The story has it that during the middle ages, there were too many cloth producers in the region and the Duke of Flanders had put a halt to further production for businesses located outside three walking hours from Ypres, Gent and Kortrijk. Peasants, who were already very poor had no option but to become hop farmers.
Today the tradition continues thanks to many hop farmers and in particular De Plukker, with whom I had the pleasure, last September, to harvest and launch a fresh hop brew together with Kris and Joris, the owners at De Plukker.
As I arrive to the nearby factory I get welcomed by Joris. “We also export our hops to England and Germany” he adds with a mixture of proud bitterness for seeing most of his yield helplessly quit the nation. When the hops arrive to the factory, the flowers are carefully separated from the stems in rotating machines, then dried and packed in large 20Kg bags. It’s the flowers that are used during the brewing process the rest serves as cattle food.
The hops produced at De Plukker hop farm brewery are various:
- Cascade (USA) since 1970, an aromatic floral hop with flavours pushing towards citrus and grapefruit, intensity of 9/10. It is used for their Keikoppenbier (Blond) and All Inclusive IPA (Blond).
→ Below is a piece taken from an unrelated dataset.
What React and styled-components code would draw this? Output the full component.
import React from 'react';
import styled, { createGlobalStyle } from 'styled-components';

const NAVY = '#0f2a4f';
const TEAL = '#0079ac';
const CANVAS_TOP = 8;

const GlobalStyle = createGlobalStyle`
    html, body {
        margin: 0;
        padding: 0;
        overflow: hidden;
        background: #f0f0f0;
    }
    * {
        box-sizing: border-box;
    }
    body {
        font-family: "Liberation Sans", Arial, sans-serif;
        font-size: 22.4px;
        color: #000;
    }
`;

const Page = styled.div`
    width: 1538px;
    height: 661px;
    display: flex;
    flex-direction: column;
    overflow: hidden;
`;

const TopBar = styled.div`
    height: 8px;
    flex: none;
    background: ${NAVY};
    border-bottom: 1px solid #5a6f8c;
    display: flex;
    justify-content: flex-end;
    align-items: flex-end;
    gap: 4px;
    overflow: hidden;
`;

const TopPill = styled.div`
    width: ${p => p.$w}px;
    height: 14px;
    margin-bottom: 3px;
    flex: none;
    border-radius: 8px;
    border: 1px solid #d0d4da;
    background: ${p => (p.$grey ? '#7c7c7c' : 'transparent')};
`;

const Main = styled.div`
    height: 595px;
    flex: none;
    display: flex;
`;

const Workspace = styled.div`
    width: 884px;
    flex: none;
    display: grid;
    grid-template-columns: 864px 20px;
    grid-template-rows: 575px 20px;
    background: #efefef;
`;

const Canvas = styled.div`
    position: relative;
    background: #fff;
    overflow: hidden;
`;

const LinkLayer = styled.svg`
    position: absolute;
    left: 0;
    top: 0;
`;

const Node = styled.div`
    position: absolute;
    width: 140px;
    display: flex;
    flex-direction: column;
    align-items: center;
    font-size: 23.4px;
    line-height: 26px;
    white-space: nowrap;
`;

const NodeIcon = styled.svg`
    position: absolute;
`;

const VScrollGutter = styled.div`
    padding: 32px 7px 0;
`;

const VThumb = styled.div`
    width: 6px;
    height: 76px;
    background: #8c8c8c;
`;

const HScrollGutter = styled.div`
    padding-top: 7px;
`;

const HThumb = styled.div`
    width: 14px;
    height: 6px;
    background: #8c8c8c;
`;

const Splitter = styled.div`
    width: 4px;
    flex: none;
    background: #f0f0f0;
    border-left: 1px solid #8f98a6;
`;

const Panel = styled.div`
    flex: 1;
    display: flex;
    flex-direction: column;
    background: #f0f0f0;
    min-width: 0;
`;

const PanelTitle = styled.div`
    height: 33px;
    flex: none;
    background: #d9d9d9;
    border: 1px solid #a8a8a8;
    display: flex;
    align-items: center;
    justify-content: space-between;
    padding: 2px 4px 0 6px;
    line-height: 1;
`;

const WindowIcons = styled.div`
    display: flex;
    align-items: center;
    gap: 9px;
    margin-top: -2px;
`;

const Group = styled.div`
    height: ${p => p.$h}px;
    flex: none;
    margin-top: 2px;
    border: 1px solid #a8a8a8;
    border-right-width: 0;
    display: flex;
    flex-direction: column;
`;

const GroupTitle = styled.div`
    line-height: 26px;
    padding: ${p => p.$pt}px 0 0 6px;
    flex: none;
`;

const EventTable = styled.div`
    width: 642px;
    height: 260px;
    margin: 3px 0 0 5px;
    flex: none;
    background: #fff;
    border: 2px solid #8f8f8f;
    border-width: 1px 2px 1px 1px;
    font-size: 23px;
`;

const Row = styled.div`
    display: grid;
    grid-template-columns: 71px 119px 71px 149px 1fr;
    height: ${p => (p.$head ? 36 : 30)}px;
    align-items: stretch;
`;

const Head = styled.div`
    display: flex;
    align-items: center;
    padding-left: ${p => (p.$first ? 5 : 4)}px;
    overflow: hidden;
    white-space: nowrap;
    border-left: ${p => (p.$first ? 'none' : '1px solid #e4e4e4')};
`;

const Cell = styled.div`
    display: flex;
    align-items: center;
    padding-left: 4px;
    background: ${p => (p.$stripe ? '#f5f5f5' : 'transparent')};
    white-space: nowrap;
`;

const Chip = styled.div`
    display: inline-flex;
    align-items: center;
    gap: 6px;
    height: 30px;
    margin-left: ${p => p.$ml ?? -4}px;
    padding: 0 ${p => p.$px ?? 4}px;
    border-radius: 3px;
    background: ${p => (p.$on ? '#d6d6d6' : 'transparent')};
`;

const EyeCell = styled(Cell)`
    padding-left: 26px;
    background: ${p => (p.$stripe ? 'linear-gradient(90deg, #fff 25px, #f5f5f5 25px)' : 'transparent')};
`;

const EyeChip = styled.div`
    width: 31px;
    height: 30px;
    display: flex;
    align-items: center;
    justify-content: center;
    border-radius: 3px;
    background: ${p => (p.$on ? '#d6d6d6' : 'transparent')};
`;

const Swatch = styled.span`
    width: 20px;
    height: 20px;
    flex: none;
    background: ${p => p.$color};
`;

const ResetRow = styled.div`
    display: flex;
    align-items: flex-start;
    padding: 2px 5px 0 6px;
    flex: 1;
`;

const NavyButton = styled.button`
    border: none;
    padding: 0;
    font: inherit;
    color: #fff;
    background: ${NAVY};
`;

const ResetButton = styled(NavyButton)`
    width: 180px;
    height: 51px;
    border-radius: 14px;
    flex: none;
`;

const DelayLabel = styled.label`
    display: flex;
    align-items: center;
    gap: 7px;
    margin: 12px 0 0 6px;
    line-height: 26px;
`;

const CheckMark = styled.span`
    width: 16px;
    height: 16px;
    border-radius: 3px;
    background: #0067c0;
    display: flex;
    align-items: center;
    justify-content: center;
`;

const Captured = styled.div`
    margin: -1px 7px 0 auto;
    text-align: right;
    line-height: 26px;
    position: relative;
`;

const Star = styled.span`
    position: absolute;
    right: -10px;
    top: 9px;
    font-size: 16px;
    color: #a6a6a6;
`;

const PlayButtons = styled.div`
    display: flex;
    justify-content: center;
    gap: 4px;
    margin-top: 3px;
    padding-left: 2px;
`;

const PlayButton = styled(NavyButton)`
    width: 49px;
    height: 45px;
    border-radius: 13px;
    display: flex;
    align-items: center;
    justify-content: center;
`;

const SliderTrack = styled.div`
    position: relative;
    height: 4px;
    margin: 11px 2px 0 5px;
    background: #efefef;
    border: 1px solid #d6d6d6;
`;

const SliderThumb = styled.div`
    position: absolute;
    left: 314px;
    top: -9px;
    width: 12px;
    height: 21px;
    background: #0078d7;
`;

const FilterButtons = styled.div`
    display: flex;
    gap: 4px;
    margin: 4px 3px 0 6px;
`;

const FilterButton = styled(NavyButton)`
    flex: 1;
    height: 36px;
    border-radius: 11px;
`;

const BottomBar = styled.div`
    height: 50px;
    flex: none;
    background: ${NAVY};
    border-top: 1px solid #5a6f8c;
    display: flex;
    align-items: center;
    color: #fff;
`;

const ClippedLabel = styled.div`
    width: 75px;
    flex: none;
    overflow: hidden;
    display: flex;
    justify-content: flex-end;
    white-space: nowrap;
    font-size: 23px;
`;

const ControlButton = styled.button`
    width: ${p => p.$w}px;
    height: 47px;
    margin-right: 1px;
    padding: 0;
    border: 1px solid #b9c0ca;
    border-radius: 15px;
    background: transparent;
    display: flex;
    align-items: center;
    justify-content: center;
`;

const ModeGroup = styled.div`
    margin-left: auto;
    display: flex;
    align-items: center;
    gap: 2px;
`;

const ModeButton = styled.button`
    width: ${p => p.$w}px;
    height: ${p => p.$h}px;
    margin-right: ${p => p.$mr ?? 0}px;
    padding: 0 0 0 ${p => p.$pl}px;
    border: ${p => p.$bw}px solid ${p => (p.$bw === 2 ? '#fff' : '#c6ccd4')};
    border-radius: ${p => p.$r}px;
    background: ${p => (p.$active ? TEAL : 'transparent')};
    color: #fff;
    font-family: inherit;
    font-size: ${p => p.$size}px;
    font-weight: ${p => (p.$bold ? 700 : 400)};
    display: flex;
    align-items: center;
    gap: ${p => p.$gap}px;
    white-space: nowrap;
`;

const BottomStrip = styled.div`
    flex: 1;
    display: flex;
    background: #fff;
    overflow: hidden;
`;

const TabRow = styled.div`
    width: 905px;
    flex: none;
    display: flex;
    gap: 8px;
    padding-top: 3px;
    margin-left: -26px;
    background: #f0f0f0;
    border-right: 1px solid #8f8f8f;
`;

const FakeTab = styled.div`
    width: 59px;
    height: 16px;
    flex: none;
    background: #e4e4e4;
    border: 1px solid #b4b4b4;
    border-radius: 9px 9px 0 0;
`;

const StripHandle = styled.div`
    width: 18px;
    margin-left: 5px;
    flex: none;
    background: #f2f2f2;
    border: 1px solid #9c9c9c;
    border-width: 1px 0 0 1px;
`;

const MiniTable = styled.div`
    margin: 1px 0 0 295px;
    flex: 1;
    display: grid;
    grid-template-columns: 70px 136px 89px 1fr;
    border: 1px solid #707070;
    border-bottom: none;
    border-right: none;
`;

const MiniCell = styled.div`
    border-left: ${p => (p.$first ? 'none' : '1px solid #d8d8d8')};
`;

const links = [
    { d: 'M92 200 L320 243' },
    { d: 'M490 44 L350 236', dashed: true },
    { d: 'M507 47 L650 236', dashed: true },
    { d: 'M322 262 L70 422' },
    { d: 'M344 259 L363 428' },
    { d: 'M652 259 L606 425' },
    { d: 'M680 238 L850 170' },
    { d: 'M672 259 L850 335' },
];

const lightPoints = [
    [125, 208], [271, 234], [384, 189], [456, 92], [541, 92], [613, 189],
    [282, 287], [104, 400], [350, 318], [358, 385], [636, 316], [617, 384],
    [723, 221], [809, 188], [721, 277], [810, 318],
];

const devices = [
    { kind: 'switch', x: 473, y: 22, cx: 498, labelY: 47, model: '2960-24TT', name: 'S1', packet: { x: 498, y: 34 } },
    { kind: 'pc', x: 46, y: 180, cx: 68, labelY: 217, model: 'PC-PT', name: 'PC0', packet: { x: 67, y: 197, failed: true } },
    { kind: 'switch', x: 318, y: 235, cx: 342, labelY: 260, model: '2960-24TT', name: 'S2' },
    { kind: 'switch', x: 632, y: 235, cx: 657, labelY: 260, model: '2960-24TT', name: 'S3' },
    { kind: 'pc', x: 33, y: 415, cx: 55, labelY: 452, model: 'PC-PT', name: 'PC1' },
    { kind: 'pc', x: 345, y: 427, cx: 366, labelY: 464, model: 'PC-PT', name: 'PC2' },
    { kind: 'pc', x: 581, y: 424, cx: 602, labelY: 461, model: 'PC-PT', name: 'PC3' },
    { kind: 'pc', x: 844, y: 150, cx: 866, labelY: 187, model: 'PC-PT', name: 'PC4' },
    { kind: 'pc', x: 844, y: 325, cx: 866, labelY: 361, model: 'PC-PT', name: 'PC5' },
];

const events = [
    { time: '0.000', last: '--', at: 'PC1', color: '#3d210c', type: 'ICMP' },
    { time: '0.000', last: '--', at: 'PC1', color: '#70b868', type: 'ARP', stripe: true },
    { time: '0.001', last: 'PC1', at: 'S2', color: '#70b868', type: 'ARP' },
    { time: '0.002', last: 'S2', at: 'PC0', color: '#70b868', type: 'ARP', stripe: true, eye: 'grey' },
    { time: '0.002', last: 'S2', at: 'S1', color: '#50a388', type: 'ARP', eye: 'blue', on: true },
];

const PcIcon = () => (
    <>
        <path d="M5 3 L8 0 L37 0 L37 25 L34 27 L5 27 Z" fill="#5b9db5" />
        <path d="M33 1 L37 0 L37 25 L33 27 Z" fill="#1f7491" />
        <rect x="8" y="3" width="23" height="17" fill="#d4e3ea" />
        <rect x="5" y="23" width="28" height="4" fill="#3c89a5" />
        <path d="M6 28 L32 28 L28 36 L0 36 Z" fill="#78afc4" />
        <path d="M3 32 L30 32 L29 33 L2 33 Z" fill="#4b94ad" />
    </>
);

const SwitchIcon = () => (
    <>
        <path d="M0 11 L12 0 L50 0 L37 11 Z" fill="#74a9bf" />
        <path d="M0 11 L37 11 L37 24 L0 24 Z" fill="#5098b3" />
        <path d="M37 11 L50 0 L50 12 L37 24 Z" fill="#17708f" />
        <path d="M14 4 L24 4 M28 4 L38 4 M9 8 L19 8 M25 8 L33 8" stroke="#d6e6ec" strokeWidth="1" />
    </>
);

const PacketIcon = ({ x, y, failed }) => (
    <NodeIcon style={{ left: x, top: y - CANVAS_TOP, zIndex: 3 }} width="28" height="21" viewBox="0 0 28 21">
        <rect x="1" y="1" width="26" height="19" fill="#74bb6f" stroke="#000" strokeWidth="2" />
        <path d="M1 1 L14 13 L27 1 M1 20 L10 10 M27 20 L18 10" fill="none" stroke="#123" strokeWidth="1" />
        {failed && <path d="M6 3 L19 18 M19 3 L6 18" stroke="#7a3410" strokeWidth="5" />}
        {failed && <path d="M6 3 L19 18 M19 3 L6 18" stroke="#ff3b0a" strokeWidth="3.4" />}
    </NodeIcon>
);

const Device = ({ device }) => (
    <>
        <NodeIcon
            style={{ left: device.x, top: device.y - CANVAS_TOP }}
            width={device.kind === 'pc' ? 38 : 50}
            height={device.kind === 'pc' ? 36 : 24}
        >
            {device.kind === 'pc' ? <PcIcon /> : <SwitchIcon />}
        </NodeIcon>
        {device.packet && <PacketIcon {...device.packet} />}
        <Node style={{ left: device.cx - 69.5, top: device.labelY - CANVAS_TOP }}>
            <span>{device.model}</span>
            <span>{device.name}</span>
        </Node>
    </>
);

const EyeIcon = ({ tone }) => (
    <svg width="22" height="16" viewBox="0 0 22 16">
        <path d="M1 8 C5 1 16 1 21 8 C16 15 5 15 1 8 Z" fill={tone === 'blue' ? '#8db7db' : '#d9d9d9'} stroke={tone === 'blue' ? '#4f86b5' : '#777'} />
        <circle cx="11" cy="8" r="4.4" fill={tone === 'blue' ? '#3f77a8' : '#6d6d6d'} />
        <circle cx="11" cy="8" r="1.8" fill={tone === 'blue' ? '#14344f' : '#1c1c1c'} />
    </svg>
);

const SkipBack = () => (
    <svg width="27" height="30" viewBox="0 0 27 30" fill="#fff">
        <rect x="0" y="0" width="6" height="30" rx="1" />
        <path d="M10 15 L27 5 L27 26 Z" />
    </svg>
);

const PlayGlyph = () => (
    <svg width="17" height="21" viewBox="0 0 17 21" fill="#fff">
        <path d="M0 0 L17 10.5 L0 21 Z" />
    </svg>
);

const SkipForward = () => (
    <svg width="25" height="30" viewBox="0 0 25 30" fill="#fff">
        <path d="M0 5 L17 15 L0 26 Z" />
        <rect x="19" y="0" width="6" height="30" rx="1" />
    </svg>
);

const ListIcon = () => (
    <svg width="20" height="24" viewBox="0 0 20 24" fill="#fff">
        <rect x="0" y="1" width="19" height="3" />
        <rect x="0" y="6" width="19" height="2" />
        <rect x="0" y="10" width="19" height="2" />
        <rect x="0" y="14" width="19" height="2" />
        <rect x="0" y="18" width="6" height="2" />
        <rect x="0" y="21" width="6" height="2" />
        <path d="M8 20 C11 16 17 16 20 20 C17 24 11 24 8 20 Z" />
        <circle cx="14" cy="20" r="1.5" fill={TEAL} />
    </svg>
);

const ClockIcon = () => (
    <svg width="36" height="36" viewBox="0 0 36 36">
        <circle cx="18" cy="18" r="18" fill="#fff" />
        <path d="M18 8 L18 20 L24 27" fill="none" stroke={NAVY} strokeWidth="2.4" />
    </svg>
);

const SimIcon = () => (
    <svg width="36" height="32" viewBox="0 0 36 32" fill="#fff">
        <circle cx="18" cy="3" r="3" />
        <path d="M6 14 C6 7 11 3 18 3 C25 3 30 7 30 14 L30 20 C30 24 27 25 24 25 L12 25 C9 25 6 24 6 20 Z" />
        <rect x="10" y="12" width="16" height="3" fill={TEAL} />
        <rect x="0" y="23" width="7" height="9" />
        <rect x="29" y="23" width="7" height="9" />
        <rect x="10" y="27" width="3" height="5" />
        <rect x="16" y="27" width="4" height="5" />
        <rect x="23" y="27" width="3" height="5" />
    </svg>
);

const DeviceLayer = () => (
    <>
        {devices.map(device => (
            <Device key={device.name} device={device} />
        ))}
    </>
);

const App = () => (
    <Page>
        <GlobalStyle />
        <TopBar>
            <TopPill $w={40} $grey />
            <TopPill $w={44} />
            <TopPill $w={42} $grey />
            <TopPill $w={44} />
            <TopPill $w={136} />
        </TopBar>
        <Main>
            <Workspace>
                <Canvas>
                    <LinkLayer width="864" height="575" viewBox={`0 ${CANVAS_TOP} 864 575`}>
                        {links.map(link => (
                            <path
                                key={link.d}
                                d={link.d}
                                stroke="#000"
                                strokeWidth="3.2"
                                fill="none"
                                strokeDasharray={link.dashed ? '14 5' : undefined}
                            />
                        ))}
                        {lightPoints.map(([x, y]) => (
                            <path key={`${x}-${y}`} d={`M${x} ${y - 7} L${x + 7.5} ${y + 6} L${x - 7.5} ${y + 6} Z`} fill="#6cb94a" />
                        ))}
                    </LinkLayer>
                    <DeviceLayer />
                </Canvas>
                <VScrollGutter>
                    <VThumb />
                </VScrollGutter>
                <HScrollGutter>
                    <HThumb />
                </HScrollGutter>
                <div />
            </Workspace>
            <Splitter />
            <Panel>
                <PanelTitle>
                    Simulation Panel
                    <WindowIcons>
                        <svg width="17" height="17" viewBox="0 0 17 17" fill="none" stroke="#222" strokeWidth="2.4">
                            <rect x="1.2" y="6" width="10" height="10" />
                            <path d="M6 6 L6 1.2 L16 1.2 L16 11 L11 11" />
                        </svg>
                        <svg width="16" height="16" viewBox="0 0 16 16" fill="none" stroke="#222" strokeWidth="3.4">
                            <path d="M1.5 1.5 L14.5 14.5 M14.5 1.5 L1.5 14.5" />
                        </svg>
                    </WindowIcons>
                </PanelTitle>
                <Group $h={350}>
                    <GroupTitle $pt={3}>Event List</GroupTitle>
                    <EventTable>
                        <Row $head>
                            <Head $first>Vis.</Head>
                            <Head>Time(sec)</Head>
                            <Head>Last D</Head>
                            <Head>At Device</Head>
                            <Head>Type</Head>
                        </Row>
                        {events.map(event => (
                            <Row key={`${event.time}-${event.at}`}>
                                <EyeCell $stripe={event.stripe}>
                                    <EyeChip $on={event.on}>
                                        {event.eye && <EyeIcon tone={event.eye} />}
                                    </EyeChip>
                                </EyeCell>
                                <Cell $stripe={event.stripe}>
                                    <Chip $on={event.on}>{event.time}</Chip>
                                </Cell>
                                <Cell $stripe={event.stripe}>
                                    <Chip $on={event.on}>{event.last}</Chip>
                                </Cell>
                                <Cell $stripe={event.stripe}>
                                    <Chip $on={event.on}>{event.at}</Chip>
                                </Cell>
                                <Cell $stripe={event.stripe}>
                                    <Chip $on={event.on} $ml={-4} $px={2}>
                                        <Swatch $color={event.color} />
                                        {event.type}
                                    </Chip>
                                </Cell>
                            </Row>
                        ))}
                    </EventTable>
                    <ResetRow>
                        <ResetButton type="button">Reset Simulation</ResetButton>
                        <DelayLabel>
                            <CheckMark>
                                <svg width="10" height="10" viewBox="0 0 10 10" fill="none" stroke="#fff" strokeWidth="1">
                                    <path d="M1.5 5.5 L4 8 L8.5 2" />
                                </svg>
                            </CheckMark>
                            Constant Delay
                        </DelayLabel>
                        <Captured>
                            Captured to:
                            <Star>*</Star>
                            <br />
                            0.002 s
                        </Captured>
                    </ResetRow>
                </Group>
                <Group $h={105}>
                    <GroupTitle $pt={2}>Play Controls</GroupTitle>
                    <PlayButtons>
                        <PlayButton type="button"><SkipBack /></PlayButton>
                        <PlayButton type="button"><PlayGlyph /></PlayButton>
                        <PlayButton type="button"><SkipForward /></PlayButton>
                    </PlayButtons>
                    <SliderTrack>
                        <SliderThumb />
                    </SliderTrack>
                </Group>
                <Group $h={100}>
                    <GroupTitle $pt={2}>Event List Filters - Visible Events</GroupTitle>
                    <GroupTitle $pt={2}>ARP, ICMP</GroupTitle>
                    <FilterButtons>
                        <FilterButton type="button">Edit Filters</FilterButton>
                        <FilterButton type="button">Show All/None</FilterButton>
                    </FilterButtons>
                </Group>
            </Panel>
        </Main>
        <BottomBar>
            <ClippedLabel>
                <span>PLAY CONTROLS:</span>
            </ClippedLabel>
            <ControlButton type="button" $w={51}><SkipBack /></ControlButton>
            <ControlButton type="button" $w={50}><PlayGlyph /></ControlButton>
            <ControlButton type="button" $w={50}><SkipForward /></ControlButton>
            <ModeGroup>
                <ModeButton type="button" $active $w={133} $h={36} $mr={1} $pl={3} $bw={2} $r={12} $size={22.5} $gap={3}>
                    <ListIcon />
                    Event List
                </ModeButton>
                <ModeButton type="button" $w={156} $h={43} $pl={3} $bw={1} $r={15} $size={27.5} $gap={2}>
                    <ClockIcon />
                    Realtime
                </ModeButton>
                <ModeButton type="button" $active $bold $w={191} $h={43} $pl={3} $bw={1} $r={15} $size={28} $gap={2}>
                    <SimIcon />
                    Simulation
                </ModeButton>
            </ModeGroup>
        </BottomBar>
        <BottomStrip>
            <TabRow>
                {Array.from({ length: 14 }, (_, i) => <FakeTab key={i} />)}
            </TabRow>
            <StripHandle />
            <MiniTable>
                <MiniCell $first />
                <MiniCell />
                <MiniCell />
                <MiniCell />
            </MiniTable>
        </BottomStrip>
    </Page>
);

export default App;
- Challenger (UK) since 1972, has a dual use for both preserving the beer and aroma in which green tea and floral characteristic is provided to the brew. It has a moderate intensity (7/10). Compared to Cascade. De Plukker uses this hop only for its All Inclusive IPA.
- Fuggle (UK) since 1875, aromatic “mint” hop with intensity of 6/10. It is only used for its All Inclusive IPA.
- Goldings (UK) since 1790, also pretty smooth with its floral lavender aroma, spices and honey overtones. Intensity similar to Fuggle. Also used for the All Inclusive IPA as well as the Keikoppenbier and Rookop (brown ale).
- Phoenix (UK) since 1996, sweet bitter hop with both chocolate and pine aromas. A sweet intensity of 5/10. Used for the Single Green Hop and the All Inclusive IPA.
- Pilgrim (UK) since 2001, grapefruit and spicy it has a dual purpose for an intensity which does not go above 6/10. Used for the production of the All Inclusive and the Tripel Plukker.
- WGV (UK) since 1911, mild classical bitterness commonly found in ales and just used for the All Inclusive IPA. Intensity 7/10.
Instructed by Kris back at the brewery I pick up 6 plastic baskets and fill it up with fresh “Goldings” and “Phoenix” just before these enter the drier and head back to the brewery. My fresh hop brew day is about to start.
Today we are producing a fresh hop brew an All Inclusive IPA and it’s going to be a long day since not even the malts have been milled.
During the boiling process, the fresh hops are finally added to the wort both 20 minutes into the process and 20 minutes before the process ends.
The result is a very balanced Belgian style IPA, refreshing for the soon to come autumn.